L'utilisation du collage et de l'assemblage l'amène à une structure modulaire que l'on retrouve souvent dans les grands formats composés de plusieurs éléments qui se joignent ou se décalent. Ce goût pour la recherche est à la base de son éclectisme et de sa faculté d'assimiler les différents courants de l'abstraction du XXème siècle. Marcelin Pleynet dans sa préface Opera Aperta (2) souligne son étonnante familiarité avec l'histoire de l'art moderne et contemporain.
D'une sensibilité extrême, Noël Pasquier traduit comme un sismographe toutes sortes d'émotions, d'expériences face à des évènements dont il a pu être le témoin, comme le fait d'être présent à New York, le 11 septembre 2001, non loin des Twin Towers. Son exposition au Consulat de France en était la raison. Celle-ci a d'ailleurs eu lieu le surlendemain, à la date prévue. Fortement traumatisé, il s'arrête de peindre pendant plusieurs mois et ce n'est que plus tard, en 2002 et en 2003, qu'il crée la série présentée dans cette exposition.
Une série semi-figurative et matiériste où, à ses pigments favoris, il incorpore de la poussière et des débris recueillis au pied des tours. Ce sont souvent des petits formats carrés d’environ 50 cm de côté, suggérant des Twins fantomatiques et diversement colorées suivant la lumière du jour ou de la nuit (on aperçoit parfois le pont de Brooklyn), d'une tonalité évoluant entre des gris cendrés et des rouges intenses masqués par des nuages de cendre.
L'écriture de Pasquier
D'autres évènements, les marées noires successives qui ont entaché les côtes de l'Atlantique, ont été l'occasion de mettre au point de nouvelles techniques permettant de transcrire ce côté graphique des souillures sur les rochers, occasionnées par les boues de pétrole. Le peintre imagine un mélange de goudron, d'encre de chine, de laques diverses et d'huiles et crée ses séries d'Empreintes sur papier ou sur plastique qui sont de véritables gammes graphiques à base de taches et de traits.

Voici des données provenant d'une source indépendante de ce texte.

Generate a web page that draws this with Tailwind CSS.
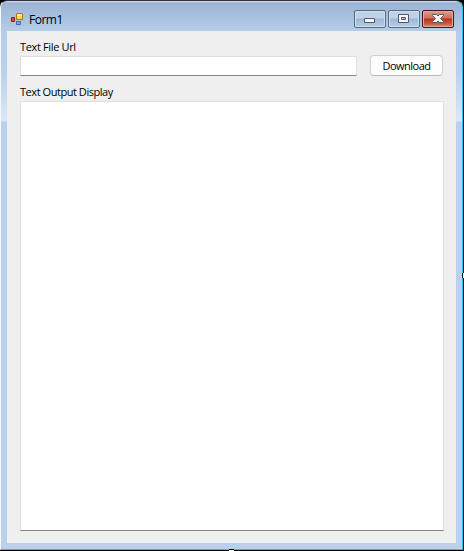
<!DOCTYPE html>
<html lang="en">
<head>
<meta charset="utf-8">
<title>Form1</title>
<script src="https://cdn.jsdelivr.net/npm/@tailwindcss/browser@4"></script>
</head>
<body class="w-[464px] h-[551px] overflow-hidden bg-[#202027] font-['Open_Sans',sans-serif] text-black">
<div class="relative w-[464px] h-[551px] bg-black pr-px pb-px">
  <div class="w-full h-full rounded-t-[7px] border-t border-t-[#30303a] border-l border-l-[#f4f8fc] border-r border-r-[#16c8ee] border-b border-b-[#16c8ee] bg-[linear-gradient(#d8e5f2_0px,#9ab5d3_2px,#a3bddb_12px,#b5cde7_30px,#b9d1ea_70px,#dae7f5_118px,#dae7f5_120px,#b9d1ea_121px)] flex flex-col pl-[6px] pr-[6px] pb-[6px]">
    <header class="h-[30px] shrink-0 flex items-start">
      <svg class="mt-[11px] ml-[3px]" width="14" height="14" viewBox="0 0 14 14">
        <path d="M.5 .5h13v13H.5z" fill="none" stroke="#b7bfc8"/>
        <path d="M6.500 1.500h6v6h-6z" fill="#ffd750" stroke="#a77811"/>
        <path d="M7 2h5v2H7z" fill="#ffeda3"/>
        <path d="M1.500 5.500h3v4h-3z" fill="#d94c3d" stroke="#8d1f1b"/>
        <path d="M6.500 9.500h4v3h-4z" fill="#78a9f3" stroke="#3666bf"/>
      </svg>
      <h1 class="ml-[5px] mt-[11px] text-[12px] leading-[16px] tracking-[-0.5px] grow">Form1</h1>
      <div class="flex gap-[2px] mt-[9px] mr-[2px]">
        <button class="w-[32px] h-[18px] rounded-[2px] border border-[#586b82] bg-[linear-gradient(#bfd2e7_0_7px,#9db8d5_8px,#b5cde6)] shadow-[inset_0_0_0_1px_#cfdeed]">
          <svg class="block" width="30" height="16" viewBox="0 0 30 16"><path d="M9.500 7.500h10v4h-10z" fill="#f6f6f6" stroke="#545866"/></svg>
        </button>
        <button class="w-[32px] h-[18px] rounded-[2px] border border-[#586b82] bg-[linear-gradient(#bfd2e7_0_7px,#9db8d5_8px,#b5cde6)] shadow-[inset_0_0_0_1px_#cfdeed]">
          <svg class="block" width="30" height="16" viewBox="0 0 30 16"><path fill-rule="evenodd" d="M9.500 3.500h10v8h-10zM12.500 6.500h4v2h-4z" fill="#f6f6f6" stroke="#545866"/></svg>
        </button>
        <button class="w-[32px] h-[18px] rounded-[2px] border border-[#4c111c] bg-[linear-gradient(#df9d8d_0px,#cf6f5b_7px,#b9321c_8px,#c4523a_12px,#d88b70)] shadow-[inset_0_0_0_1px_#e2a99d]">
          <svg class="block" width="30" height="16" viewBox="0 0 30 16"><path d="M9.500 3.500h4l1.500 1.500 1.500-1.500h4v1L17.500 7.500l3 3v1h-4L15 10l-1.500 1.500h-4v-1l3-3-3-3z" fill="#f6f6f6" stroke="#545866"/></svg>
        </button>
      </div>
    </header>
    <main class="w-[449px] h-[512px] bg-[#efefef] pl-[13px] pt-[8px] text-[11px] leading-[16px]">
      <label class="block h-[17px] tracking-[-0.35px]">Text File Url</label>
      <div class="flex items-start gap-[13px] h-[21px]">
        <input class="mt-0 w-[337px] h-[20px] bg-white border border-[#dfdfdf] border-b-[#858585] outline-none">
        <button class="-mt-px w-[73px] h-[21px] bg-[#fdfdfd] border border-[#d0d0d0] border-b-[#b9b9b9] rounded-[4px] leading-[19px] tracking-[-0.5px]">Download</button>
      </div>
      <label class="block mt-[7px] h-[17px] tracking-[-0.45px]">Text Output Display</label>
      <textarea class="block w-[424px] h-[430px] bg-white border border-[#dedede] border-b-[#858585] resize-none outline-none"></textarea>
    </main>
  </div>
  <i class="absolute left-[229px] top-[549px] w-[5px] h-[2px] bg-white border-t border-black"></i>
  <i class="absolute left-[462px] top-[273px] w-[2px] h-[5px] bg-white border-l border-black"></i>
</div>
</body>
</html>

Voici la description qu'il donne de sa technique : il provoque un premier jet spontané et original. Dès qu'il est suffisamment avancé, il le reporte sur un deuxième support vierge qu'il retouche (c'est presque toujours nécessaire), parfois même il reporte le premier sur un troisième support, ce qui l'amène à retravailler plus amplement cette troisième empreinte. Cette série n'est pas sans rappeler les expériences d'Henri Michaux, d'une tout autre nature sans doute, mais avec le même souci d'explorer des terres inconnues.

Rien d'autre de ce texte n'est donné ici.